-- begin --

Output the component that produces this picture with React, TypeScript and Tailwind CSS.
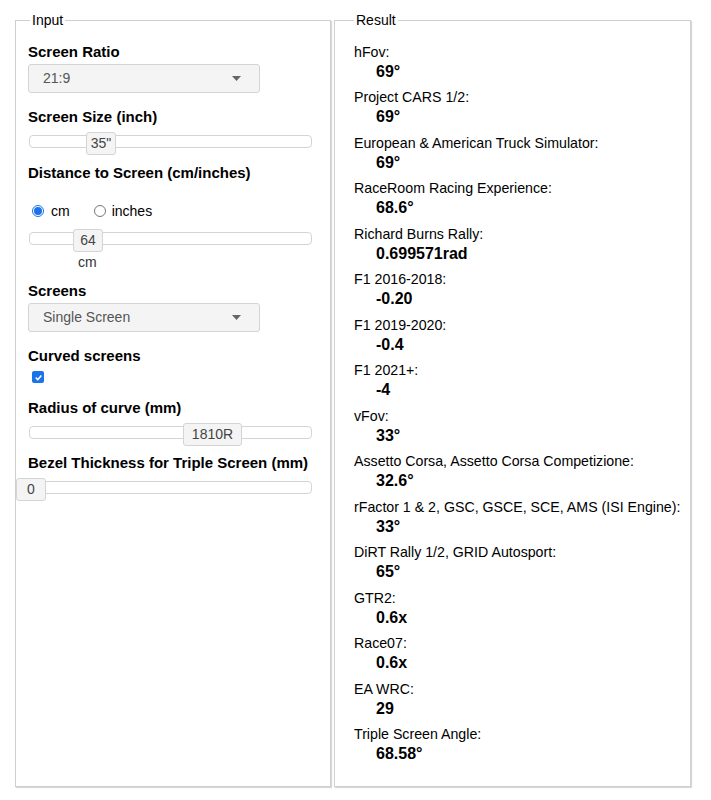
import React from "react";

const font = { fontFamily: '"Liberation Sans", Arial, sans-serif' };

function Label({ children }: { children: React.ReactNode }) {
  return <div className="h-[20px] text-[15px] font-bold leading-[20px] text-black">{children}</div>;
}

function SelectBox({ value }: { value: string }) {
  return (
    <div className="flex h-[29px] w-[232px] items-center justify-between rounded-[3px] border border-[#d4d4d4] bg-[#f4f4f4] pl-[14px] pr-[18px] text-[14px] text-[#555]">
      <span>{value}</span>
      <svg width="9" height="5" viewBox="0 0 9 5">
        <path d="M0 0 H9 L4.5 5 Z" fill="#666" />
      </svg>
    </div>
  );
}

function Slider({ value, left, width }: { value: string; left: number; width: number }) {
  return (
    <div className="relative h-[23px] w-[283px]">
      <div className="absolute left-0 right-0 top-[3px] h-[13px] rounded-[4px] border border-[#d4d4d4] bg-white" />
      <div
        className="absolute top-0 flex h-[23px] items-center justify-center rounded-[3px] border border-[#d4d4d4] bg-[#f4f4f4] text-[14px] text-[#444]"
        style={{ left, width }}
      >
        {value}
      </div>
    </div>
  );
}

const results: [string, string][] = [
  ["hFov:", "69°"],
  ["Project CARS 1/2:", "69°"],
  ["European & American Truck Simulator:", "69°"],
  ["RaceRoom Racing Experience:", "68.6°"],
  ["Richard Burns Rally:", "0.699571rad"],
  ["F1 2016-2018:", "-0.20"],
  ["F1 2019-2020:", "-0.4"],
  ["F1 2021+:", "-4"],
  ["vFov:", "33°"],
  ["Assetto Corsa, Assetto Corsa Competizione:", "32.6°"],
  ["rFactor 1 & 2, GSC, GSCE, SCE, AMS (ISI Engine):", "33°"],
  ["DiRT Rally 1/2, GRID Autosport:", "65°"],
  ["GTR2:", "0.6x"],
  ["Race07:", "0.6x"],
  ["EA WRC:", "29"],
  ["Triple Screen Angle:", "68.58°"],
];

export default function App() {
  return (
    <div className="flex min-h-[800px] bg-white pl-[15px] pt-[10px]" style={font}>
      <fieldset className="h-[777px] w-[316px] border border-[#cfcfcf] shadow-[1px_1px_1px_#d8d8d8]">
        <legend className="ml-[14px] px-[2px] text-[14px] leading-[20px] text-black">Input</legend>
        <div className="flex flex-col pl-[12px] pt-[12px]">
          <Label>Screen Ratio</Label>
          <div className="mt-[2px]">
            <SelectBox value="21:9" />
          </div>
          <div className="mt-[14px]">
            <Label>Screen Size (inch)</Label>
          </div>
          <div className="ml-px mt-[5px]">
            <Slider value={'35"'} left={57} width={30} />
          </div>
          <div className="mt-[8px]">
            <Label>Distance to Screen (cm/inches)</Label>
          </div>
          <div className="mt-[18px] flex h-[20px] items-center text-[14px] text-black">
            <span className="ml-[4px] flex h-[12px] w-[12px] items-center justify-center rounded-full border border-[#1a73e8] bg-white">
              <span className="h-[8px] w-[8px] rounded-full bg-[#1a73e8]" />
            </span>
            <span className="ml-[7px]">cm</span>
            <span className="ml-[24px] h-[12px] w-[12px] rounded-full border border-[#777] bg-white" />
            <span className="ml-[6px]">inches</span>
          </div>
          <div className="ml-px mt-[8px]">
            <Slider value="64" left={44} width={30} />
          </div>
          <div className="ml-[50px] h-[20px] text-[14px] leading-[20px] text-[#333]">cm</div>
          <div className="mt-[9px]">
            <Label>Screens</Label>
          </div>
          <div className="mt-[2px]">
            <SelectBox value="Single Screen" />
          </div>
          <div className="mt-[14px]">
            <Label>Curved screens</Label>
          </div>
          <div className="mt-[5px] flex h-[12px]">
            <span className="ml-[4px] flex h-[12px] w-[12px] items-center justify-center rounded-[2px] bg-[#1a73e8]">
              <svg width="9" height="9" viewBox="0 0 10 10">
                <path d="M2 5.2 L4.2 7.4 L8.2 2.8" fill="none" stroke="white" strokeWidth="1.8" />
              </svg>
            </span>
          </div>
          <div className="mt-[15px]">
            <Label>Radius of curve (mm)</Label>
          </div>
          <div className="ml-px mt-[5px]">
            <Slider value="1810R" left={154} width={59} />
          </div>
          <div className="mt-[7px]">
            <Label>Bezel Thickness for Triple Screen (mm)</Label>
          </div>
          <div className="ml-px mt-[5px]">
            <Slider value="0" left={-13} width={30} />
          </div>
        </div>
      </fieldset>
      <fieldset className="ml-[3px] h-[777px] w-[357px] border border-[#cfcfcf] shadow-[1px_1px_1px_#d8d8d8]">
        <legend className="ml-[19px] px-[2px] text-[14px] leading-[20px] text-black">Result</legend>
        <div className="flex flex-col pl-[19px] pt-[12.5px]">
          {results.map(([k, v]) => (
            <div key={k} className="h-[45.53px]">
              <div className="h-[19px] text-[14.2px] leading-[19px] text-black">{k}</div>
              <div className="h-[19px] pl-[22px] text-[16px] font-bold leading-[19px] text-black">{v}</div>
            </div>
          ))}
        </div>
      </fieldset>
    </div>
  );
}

-- end --

## Problem requirements
Search the data for the string "React". List each line that has it.

## Result of the task
Output the component that produces this picture with React, TypeScript and Tailwind CSS.
import React from "react";
function Label({ children }: { children: React.ReactNode }) {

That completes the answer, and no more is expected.